Lembro-me dos alunos da época, todos já formados, e sinto pelo vínculo que fizeram com aquela gente e pelo que significaram em sua formação. Por um tempo, tínhamos o prazer de saudá-los nos encontros casuais pelas ruas do centro, e nos alegrávamos de saber seus nomes e dos cães de rua que adotavam. Na verdade, era orgulho de ter feito nossos amigos aqueles cidadãos tão estranhos e temidos. Orgulho de não fazer mais parte dos que precisam desviar o olhar para disfarçar o medo ou o desprezo. Com o tempo e a rotina, perdemos muito dessa sensibilidade e talvez eles tenham se tornado quase invisíveis novamente, mas, acredito, nunca desaparecerem por completo da nossa perspectiva. Pensei na nova turma do segundo semestre de 2009 que escolhera o mundo das ruas como cenário de sua vivência, e desejei a cada aluno que fosse tocado pela oportunidade de ter também um impacto profundo no seu modo de ser jornalista e de ver o outro.

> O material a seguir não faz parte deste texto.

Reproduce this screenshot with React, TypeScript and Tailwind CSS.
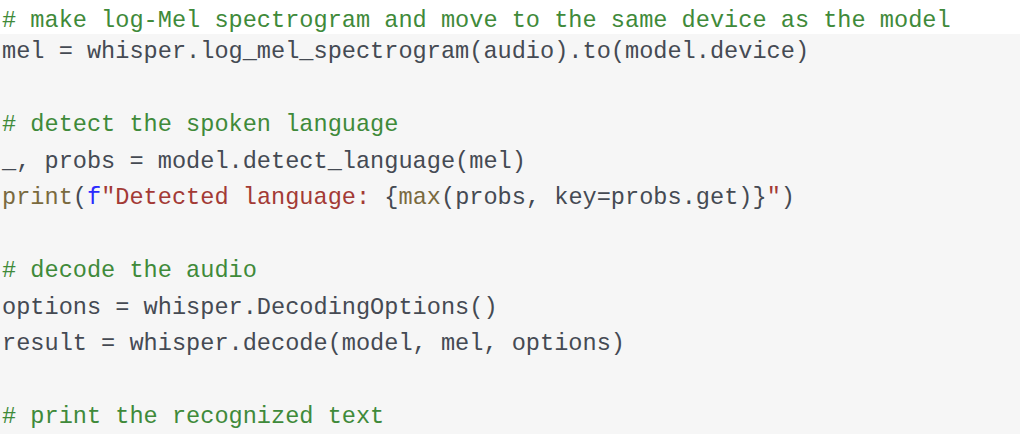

Para nossa esperança, ninguém passa imune a essa experiência, muito menos esta turma. Os textos publicados aqui mostram a repercussão na alma, o envolvimento, a negociação de códigos culturais, a perplexidade, o interesse pela história do outro que vive no limite, o esforço de diálogo a que assisti maravilhada. Mostra, sobretudo, a queda (provisória?) de muros que separam o mundo dos cidadãos visíveis e invisíveis. Meu desejo, como educadora, é que esse impacto seja duradouro, se não eterno, para poder vê-los sempre ouvindo as vozes subterrâneas da cidade, tão iguais e diferentes.

Como disse Edilson, riscando uma faixa imaginária no peito com uma candura de moleque que fez parecer indefeso o olhar de início tão agressivo e ameaçador: “Agora vocês fazem parte da Gangue Praça XV”. Isso significa ter uma ponte para atravessar até o outro e retornar já não sendo ilha.